В 1920–30-х годах в эмигрантских кругах продолжилась дискуссия об самоидентичности русских и России в контексте ее отношений с Азией и Европой. Евразийцы во главе с филологом Н. Трубецким, философом Л. Карсавиным и экономистом П. Савицким стали первыми после Блока и Замятина общественными деятелями, «разрубившими гордиев узел шизофренического положения России между Европой и Азией» [Spiridon 2006: 379]. Они представляли Россию как связующее звено между Европой, под которой подразумевались колонизаторы, и Азией, которая символизировала колонизированные народы мира. В силу своего срединного положения между двумя континентами и двумя экономическими сферами, после Первой мировой войны, когда колонизированные неевропейцы впервые получили голос на международной арене, Россия должна была бы стать естественным лидером. На смену Российской империи, по мнению Трубецкого, пришло бы евразийское государство – свободное от имперской русскоцентричной идеологии и построенное на новой основе мультикультурного управления [Bassin 1991a; Bassin 1991b; Bassin 1999; Riasanovsky 1967; Boess 1961; Хоружий 1994].
Евразийские споры с новой силой вспыхнули среди советских диссидентов-шестидесятников и особенно углубились в 1990-х годах. А. Солженицын, сперва в романе «Раковый корпус» (1968) [Солженицын 1991], а затем в самиздатском сборнике статей «Из-под глыб» (1974) [Солженицын 1975] возродил к жизни идею славянского содружества, охватившего Европу и Азию. В своем неоднозначном трактате эпохи гласности «Как нам обустроить Россию?» Солженицын развил свою идею восточнославянского мира, охватывающего и некоторые части Центральной Азии, в частности Казахстан [Солженицын 1990][19]. Такие идеологи неонационализма, как Л. Гумилев (1912–1992), а в постсоветский период А. Дугин, формулировали идею евразийства как отчетливо русскоцентричную.
В 1990-е годы воображаемая Азия снова возникает в кинофильмах, литературных произведениях и критике. Среди первых можно назвать фильм Н. Михалкова и Р. Ибрагимбекова «Урга – территория любви» (1991). Монголия с ее незыблемыми кочевыми традициями показана здесь более примитивной, но в то же время более живой, чем граничащие с ней Россия или Китай. Фильм С. Бодрова «Монгол» (2007), задуманный как первый в трилогии, рассказывает о первых годах жизни Чингисхана. Критик М. Каневская анализирует три романа, в том числе «Чапаев и Пустота», где показано то, что она называет «иронической восточностью» или «зоной непонимания». Притом что «Чапаев и Пустота» – более или менее серьезное выражение взглядов Пелевина, В. Залотуха в книге «Великий поход за освобождение Индии» (1995) [Залотуха 2006] и Д. Липскеров в романе «Сорок лет Чанджоэ» (1996) [Липскеров 2007] шутливо иронизируют над повальной модой 1970-х и 1980-х годов на все «восточное» [Каневская 2000: 42].
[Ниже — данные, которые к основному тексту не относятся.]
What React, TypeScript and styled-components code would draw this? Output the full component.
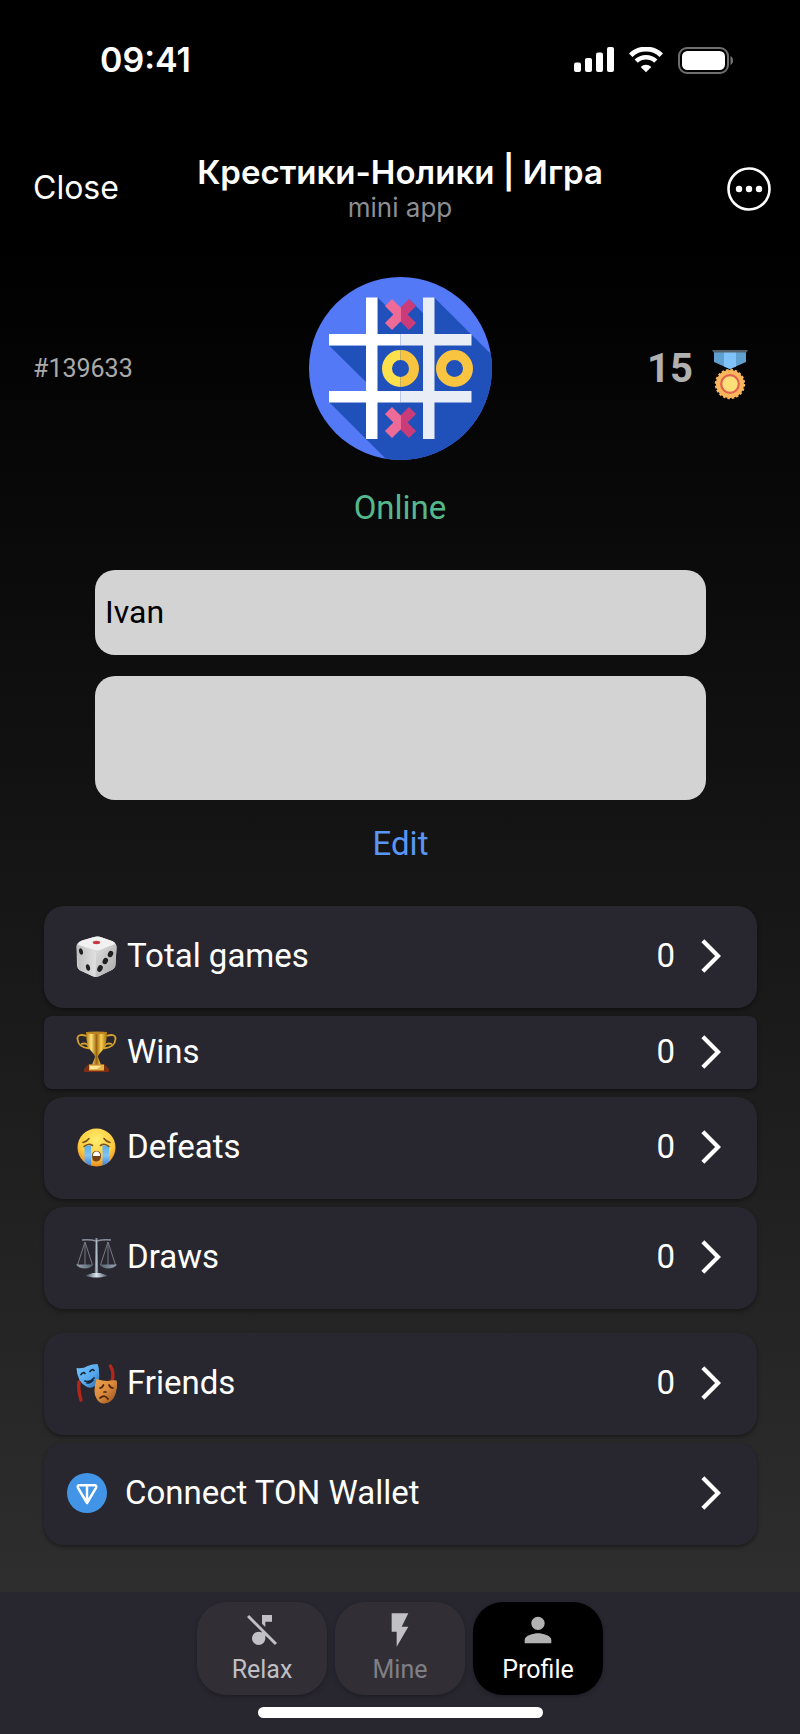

Среди проблем, осложняющих формирование постсоветской русской идентичности, можно выделить такие оппозиции, как «империя – нация», «первый мир – третий мир», «восток – запад», «север – юг». Первая оппозиция – это проблема империи. Для Рыклина отождествление с империей несовместимо со здоровой национальной идентичностью [Рыклин 2003: 21, 102]. Здесь встают два вопроса: один – пространственный, другой – временной. Русские издавна гордятся размерами своей территории, тем, что Советский Союз был, а Россия остается самой большой страной на Земле[20]. Поэтому им больно видеть, как тают буферные зоны, как русских просят, а порой и заставляют покинуть бывшие советские территории, особенно из-за близости России к бывшим колониальным республикам Союза.
19
В конце пелевинского романа «Чапаев и Пустота» Петра, только вышедшего из психбольницы, подвозит водитель, похожий одновременно на Солженицына и графа Толстого и говорящий солженицынскими словами о необходимости «обустроить» Россию [Пелевин 2000: 411].
20
См., напр., описание любви русских к географическим картам у В. Беньямина в «Московском дневнике» [Benjamin 1986: 50–51] и у В. Кивельсон [Kivelson 2006].